— START OF Dataset content —
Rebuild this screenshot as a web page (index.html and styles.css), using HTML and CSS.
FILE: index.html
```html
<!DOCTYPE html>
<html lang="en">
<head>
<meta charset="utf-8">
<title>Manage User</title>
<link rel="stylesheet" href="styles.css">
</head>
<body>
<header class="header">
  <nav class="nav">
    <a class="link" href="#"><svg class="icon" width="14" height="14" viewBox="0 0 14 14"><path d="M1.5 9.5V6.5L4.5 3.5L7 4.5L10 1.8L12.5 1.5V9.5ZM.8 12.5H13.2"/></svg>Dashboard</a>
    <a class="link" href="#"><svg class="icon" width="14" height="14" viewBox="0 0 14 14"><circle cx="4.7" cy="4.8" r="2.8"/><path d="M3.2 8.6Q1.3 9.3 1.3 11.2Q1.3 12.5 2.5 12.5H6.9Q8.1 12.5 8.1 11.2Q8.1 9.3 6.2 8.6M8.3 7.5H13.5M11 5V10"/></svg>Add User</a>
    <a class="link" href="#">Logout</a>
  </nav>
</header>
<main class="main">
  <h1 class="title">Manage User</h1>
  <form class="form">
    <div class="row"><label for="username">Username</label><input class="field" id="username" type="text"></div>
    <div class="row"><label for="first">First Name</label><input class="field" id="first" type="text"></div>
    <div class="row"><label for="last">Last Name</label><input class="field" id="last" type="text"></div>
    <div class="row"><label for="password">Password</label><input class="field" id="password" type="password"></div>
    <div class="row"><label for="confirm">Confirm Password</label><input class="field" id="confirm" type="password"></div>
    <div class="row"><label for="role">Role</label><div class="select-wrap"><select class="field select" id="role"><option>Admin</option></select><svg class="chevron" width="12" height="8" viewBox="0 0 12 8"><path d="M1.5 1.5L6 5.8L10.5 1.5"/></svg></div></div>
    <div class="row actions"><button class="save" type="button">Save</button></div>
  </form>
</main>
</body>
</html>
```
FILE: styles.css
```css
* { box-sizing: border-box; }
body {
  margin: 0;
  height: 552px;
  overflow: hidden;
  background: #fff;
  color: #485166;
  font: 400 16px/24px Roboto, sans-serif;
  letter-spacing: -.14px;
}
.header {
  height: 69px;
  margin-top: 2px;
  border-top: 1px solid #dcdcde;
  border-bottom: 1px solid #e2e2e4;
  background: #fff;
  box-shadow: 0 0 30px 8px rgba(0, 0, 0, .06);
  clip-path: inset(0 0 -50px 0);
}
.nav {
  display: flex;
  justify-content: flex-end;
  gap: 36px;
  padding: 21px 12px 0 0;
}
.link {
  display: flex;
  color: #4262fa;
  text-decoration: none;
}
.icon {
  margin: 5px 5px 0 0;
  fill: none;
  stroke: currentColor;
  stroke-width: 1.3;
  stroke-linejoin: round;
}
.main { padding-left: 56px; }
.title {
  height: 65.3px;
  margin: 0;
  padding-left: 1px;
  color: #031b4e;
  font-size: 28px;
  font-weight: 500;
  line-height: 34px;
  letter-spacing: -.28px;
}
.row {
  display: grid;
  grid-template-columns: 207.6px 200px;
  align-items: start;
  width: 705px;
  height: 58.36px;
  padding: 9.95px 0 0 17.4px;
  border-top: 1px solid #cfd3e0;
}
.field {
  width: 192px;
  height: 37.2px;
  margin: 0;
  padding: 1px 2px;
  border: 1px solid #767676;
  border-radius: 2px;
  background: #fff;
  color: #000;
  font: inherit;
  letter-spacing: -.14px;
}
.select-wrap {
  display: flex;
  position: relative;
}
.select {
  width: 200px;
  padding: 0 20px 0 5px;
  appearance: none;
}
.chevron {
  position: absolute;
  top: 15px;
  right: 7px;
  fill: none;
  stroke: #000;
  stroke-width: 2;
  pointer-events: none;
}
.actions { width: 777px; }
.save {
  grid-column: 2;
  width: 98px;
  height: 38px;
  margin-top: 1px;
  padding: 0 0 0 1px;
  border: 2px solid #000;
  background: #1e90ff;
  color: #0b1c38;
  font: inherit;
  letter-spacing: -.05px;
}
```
— END OF Dataset content —
**Aim:**
Give back the whole listing exactly as it reads.

**Written response:**
Rebuild this screenshot as a web page (index.html and styles.css), using HTML and CSS.
FILE: index.html
```html
<!DOCTYPE html>
<html lang="en">
<head>
<meta charset="utf-8">
<title>Manage User</title>
<link rel="stylesheet" href="styles.css">
</head>
<body>
<header class="header">
  <nav class="nav">
    <a class="link" href="#"><svg class="icon" width="14" height="14" viewBox="0 0 14 14"><path d="M1.5 9.5V6.5L4.5 3.5L7 4.5L10 1.8L12.5 1.5V9.5ZM.8 12.5H13.2"/></svg>Dashboard</a>
    <a class="link" href="#"><svg class="icon" width="14" height="14" viewBox="0 0 14 14"><circle cx="4.7" cy="4.8" r="2.8"/><path d="M3.2 8.6Q1.3 9.3 1.3 11.2Q1.3 12.5 2.5 12.5H6.9Q8.1 12.5 8.1 11.2Q8.1 9.3 6.2 8.6M8.3 7.5H13.5M11 5V10"/></svg>Add User</a>
    <a class="link" href="#">Logout</a>
  </nav>
</header>
<main class="main">
  <h1 class="title">Manage User</h1>
  <form class="form">
    <div class="row"><label for="username">Username</label><input class="field" id="username" type="text"></div>
    <div class="row"><label for="first">First Name</label><input class="field" id="first" type="text"></div>
    <div class="row"><label for="last">Last Name</label><input class="field" id="last" type="text"></div>
    <div class="row"><label for="password">Password</label><input class="field" id="password" type="password"></div>
    <div class="row"><label for="confirm">Confirm Password</label><input class="field" id="confirm" type="password"></div>
    <div class="row"><label for="role">Role</label><div class="select-wrap"><select class="field select" id="role"><option>Admin</option></select><svg class="chevron" width="12" height="8" viewBox="0 0 12 8"><path d="M1.5 1.5L6 5.8L10.5 1.5"/></svg></div></div>
    <div class="row actions"><button class="save" type="button">Save</button></div>
  </form>
</main>
</body>
</html>
```
FILE: styles.css
```css
* { box-sizing: border-box; }
body {
  margin: 0;
  height: 552px;
  overflow: hidden;
  background: #fff;
  color: #485166;
  font: 400 16px/24px Roboto, sans-serif;
  letter-spacing: -.14px;
}
.header {
  height: 69px;
  margin-top: 2px;
  border-top: 1px solid #dcdcde;
  border-bottom: 1px solid #e2e2e4;
  background: #fff;
  box-shadow: 0 0 30px 8px rgba(0, 0, 0, .06);
  clip-path: inset(0 0 -50px 0);
}
.nav {
  display: flex;
  justify-content: flex-end;
  gap: 36px;
  padding: 21px 12px 0 0;
}
.link {
  display: flex;
  color: #4262fa;
  text-decoration: none;
}
.icon {
  margin: 5px 5px 0 0;
  fill: none;
  stroke: currentColor;
  stroke-width: 1.3;
  stroke-linejoin: round;
}
.main { padding-left: 56px; }
.title {
  height: 65.3px;
  margin: 0;
  padding-left: 1px;
  color: #031b4e;
  font-size: 28px;
  font-weight: 500;
  line-height: 34px;
  letter-spacing: -.28px;
}
.row {
  display: grid;
  grid-template-columns: 207.6px 200px;
  align-items: start;
  width: 705px;
  height: 58.36px;
  padding: 9.95px 0 0 17.4px;
  border-top: 1px solid #cfd3e0;
}
.field {
  width: 192px;
  height: 37.2px;
  margin: 0;
  padding: 1px 2px;
  border: 1px solid #767676;
  border-radius: 2px;
  background: #fff;
  color: #000;
  font: inherit;
  letter-spacing: -.14px;
}
.select-wrap {
  display: flex;
  position: relative;
}
.select {
  width: 200px;
  padding: 0 20px 0 5px;
  appearance: none;
}
.chevron {
  position: absolute;
  top: 15px;
  right: 7px;
  fill: none;
  stroke: #000;
  stroke-width: 2;
  pointer-events: none;
}
.actions { width: 777px; }
.save {
  grid-column: 2;
  width: 98px;
  height: 38px;
  margin-top: 1px;
  padding: 0 0 0 1px;
  border: 2px solid #000;
  background: #1e90ff;
  color: #0b1c38;
  font: inherit;
  letter-spacing: -.05px;
}
```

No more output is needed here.